___ Data shown ___

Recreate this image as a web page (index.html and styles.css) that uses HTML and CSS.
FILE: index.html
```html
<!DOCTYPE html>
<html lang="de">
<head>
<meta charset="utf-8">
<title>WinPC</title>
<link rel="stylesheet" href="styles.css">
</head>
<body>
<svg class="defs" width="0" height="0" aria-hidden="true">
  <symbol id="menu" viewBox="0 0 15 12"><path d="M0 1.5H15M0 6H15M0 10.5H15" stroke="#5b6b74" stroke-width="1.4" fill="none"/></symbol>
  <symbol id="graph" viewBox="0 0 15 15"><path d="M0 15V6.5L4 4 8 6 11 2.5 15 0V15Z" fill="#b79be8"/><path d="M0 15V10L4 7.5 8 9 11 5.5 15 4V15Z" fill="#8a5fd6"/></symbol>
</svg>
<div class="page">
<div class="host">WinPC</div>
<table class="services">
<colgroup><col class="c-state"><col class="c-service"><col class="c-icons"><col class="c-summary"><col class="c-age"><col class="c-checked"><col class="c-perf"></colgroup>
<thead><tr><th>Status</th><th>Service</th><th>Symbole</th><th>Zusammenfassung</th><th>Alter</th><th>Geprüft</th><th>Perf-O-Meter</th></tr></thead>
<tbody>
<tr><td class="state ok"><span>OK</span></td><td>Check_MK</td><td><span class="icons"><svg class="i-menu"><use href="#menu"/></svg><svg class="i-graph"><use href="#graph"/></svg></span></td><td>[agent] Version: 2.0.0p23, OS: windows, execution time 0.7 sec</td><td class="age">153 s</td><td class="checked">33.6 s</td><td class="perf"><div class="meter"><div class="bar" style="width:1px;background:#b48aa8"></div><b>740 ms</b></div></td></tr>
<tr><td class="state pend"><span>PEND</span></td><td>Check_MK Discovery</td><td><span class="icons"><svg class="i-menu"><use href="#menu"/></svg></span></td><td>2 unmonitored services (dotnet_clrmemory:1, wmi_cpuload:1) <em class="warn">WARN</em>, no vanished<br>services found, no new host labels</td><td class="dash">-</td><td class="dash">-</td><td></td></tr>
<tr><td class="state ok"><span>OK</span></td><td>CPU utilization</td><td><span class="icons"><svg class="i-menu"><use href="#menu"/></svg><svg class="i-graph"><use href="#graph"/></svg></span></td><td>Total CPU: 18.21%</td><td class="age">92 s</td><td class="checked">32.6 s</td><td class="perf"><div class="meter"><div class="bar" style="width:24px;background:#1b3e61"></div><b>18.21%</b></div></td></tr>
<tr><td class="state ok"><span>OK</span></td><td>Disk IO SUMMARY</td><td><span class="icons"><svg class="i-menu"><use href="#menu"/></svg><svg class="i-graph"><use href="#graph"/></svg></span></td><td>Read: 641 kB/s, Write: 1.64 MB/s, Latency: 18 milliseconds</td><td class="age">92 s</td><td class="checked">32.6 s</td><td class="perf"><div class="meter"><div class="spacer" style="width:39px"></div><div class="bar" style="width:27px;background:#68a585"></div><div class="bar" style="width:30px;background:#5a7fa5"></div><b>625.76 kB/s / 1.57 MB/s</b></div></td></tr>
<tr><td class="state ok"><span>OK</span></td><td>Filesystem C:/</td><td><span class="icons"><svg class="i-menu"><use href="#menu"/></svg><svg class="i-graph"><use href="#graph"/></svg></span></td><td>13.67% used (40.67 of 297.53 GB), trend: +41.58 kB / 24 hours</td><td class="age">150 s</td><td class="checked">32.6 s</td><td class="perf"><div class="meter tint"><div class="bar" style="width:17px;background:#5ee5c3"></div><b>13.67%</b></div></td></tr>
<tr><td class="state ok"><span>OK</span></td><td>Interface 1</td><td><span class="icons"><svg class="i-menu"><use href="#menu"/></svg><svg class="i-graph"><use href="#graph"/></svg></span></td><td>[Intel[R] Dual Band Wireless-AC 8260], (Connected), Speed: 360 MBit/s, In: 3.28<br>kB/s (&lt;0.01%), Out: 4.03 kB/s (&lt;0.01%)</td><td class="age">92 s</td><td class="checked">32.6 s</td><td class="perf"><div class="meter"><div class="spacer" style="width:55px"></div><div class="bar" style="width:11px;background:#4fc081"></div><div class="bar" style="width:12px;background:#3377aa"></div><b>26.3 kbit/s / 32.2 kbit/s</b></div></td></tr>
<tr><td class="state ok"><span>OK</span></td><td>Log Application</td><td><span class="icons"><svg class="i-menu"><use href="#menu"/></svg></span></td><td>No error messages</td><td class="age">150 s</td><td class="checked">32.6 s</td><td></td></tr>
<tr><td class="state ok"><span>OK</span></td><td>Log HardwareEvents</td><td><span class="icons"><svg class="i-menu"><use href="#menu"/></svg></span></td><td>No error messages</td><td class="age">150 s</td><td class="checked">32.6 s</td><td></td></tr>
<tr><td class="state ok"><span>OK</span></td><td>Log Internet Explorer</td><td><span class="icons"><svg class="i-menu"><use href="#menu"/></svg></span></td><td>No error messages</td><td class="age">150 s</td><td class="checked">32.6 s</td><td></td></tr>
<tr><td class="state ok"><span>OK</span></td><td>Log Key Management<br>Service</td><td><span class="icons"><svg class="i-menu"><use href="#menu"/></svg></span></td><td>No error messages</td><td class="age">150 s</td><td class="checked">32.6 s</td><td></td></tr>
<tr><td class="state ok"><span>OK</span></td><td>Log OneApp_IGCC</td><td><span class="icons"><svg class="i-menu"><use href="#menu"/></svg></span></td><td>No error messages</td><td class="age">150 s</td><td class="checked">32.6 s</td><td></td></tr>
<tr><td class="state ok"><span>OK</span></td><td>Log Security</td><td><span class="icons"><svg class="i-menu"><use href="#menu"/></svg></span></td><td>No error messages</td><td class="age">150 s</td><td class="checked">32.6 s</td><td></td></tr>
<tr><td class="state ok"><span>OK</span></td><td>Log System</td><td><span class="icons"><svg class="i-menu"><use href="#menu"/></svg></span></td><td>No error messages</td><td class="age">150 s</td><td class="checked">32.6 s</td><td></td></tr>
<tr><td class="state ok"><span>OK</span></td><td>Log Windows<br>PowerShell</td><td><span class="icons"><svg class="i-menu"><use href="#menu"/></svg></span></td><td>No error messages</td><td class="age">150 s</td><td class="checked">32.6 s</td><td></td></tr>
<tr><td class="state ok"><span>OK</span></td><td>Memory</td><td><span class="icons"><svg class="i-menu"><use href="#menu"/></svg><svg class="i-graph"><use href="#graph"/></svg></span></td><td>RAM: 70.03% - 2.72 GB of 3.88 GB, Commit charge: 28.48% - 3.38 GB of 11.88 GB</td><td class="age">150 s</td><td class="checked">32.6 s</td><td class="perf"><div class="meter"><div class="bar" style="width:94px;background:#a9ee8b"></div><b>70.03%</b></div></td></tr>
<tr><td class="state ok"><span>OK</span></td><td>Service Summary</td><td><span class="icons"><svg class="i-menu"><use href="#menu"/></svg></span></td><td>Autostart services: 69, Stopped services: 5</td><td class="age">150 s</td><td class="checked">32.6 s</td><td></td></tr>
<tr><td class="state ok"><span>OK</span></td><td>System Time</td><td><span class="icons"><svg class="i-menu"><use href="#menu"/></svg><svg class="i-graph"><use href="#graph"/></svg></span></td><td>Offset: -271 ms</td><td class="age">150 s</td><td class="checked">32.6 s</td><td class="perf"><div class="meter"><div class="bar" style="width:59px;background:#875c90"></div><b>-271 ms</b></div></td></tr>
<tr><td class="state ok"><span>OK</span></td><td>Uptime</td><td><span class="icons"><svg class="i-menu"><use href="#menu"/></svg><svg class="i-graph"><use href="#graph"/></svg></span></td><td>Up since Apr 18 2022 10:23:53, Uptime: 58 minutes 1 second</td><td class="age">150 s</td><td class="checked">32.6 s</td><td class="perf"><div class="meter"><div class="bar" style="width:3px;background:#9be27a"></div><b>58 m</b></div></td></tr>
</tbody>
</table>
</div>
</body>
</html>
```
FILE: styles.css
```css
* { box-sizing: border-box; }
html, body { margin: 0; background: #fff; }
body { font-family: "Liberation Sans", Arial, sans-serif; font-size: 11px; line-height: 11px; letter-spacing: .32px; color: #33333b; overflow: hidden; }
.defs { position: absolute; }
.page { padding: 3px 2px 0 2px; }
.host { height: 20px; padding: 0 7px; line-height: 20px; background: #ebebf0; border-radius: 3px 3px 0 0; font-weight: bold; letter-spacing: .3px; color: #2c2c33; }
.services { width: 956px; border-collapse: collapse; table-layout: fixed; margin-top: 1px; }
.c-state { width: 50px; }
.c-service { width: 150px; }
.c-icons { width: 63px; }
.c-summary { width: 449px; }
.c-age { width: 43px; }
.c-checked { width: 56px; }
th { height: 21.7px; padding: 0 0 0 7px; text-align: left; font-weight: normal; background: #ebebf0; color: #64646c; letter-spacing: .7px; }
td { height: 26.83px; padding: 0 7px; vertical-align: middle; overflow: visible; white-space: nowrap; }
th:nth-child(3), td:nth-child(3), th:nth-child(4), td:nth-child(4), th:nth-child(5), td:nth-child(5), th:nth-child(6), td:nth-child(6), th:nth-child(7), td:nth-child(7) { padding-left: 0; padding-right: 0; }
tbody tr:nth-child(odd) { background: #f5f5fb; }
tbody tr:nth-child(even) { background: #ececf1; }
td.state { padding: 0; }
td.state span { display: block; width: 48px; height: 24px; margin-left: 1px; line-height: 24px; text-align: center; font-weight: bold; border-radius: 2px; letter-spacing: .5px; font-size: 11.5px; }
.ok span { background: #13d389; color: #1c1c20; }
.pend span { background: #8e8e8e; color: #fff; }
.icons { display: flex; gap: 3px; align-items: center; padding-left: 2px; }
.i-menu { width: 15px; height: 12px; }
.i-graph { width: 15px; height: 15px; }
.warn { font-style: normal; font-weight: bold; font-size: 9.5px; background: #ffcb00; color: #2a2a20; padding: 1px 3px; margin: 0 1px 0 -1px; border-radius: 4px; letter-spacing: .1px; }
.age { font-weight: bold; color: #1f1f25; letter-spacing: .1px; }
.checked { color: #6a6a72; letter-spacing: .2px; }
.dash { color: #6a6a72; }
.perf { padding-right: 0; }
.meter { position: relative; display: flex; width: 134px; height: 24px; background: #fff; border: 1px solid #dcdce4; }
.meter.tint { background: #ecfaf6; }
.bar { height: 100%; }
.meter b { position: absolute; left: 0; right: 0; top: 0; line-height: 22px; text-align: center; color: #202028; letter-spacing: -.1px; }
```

___
___ Data shown ___

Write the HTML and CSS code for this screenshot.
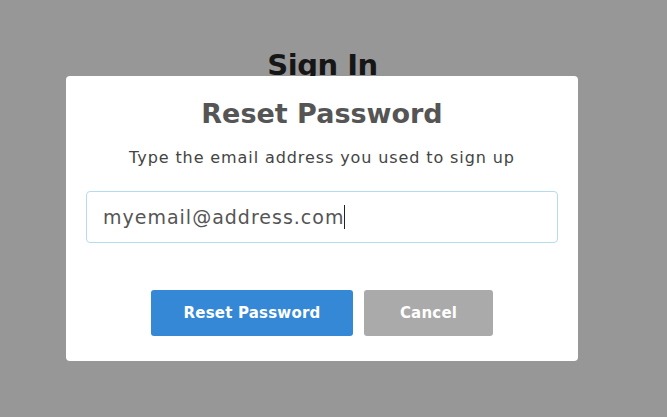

___
___ Data shown ___

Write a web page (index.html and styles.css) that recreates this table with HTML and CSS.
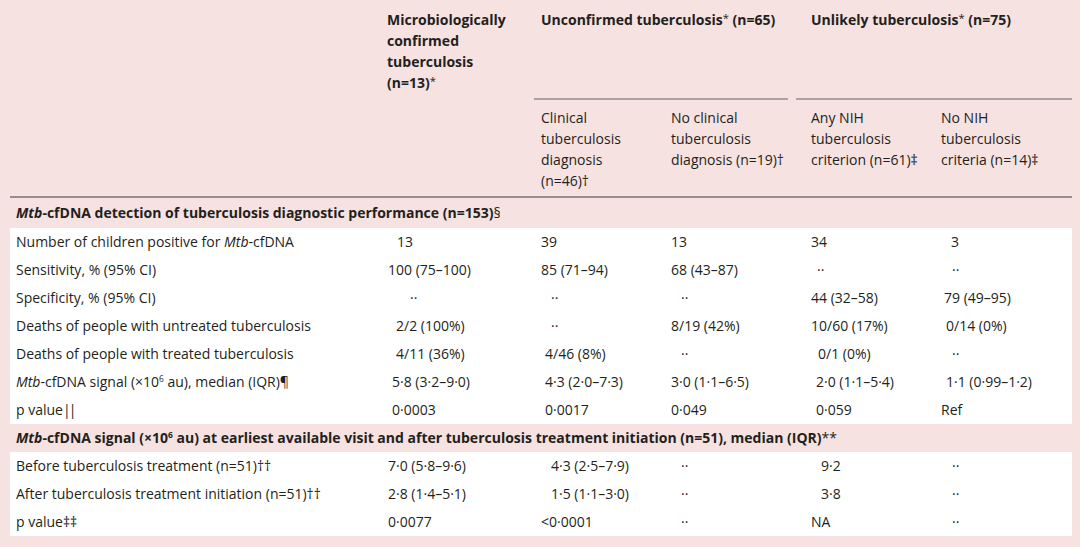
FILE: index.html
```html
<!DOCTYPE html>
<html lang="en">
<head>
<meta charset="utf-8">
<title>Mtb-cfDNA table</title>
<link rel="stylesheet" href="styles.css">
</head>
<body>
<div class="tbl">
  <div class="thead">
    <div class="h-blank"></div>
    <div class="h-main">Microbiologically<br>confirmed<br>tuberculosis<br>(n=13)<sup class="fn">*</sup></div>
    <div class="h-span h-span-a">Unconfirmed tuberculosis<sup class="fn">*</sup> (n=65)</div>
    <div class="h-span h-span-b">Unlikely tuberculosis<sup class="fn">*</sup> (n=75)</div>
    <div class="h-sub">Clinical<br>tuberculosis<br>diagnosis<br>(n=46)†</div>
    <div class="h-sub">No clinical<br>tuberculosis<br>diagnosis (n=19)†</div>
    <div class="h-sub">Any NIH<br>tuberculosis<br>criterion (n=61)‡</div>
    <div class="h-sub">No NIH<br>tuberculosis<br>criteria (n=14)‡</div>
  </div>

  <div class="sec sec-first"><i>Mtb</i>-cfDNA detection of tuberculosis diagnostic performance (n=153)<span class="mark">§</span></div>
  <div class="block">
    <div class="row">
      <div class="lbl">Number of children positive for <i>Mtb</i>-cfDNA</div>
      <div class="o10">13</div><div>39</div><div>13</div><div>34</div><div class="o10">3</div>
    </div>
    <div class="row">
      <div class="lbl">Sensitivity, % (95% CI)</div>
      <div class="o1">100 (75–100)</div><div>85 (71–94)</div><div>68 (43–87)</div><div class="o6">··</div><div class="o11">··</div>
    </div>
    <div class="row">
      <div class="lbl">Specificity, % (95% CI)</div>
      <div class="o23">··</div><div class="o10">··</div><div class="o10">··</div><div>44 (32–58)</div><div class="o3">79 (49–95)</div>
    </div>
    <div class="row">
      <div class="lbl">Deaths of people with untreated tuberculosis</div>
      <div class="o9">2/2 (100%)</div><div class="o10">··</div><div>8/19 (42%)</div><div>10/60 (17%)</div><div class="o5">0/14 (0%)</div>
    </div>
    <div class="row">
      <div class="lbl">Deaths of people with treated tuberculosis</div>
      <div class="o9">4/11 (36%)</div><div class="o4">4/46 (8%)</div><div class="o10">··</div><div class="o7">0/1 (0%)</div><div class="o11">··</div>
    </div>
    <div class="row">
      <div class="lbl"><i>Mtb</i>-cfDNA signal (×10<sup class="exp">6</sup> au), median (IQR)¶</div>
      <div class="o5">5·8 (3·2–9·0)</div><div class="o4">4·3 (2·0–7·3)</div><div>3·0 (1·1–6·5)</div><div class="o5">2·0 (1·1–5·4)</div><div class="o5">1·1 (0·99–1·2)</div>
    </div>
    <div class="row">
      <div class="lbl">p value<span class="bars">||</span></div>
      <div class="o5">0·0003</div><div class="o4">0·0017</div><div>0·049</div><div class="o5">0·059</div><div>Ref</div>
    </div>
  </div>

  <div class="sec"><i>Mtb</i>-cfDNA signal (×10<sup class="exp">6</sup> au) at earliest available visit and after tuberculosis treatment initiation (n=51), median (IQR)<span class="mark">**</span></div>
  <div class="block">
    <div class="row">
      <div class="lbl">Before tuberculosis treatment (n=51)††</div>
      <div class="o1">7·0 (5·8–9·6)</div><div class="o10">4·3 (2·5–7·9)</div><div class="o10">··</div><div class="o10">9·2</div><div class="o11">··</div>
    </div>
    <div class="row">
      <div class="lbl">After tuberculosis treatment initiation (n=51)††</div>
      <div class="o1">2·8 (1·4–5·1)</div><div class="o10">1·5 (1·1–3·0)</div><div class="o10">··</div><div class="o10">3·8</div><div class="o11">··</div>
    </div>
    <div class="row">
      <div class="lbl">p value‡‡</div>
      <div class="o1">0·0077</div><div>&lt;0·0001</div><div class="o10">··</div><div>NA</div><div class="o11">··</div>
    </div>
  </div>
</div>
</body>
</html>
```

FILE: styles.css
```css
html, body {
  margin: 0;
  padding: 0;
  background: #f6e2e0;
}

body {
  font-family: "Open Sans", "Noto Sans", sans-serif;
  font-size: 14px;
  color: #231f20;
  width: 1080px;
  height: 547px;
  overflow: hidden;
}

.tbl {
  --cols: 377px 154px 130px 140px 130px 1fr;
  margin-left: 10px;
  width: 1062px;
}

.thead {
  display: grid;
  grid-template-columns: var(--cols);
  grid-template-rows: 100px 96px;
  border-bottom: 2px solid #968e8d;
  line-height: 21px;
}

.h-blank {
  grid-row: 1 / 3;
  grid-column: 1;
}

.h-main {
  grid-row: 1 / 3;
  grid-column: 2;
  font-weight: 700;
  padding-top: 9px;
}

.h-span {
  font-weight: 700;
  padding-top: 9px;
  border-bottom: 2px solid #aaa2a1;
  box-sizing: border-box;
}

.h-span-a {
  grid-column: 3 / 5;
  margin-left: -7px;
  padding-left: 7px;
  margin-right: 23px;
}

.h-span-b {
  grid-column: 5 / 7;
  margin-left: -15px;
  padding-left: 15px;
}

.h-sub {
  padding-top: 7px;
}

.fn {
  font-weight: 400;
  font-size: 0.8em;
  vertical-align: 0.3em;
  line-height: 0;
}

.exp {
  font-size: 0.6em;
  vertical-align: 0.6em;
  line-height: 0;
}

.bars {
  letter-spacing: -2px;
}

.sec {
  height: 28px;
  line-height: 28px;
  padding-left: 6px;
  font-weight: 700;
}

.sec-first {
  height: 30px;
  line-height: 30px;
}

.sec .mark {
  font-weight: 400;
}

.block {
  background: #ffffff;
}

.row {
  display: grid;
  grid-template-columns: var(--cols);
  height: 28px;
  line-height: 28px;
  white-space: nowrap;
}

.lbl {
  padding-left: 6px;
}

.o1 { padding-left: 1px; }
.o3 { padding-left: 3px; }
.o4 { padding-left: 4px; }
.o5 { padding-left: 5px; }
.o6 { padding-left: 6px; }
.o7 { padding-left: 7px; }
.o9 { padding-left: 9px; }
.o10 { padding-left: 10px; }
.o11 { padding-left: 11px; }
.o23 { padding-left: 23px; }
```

___

_Given problem_. Where a line of the material above holds the string "index", copy that line.

_Correct answer_.
Recreate this image as a web page (index.html and styles.css) that uses HTML and CSS.
FILE: index.html
Write a web page (index.html and styles.css) that recreates this table with HTML and CSS.
FILE: index.html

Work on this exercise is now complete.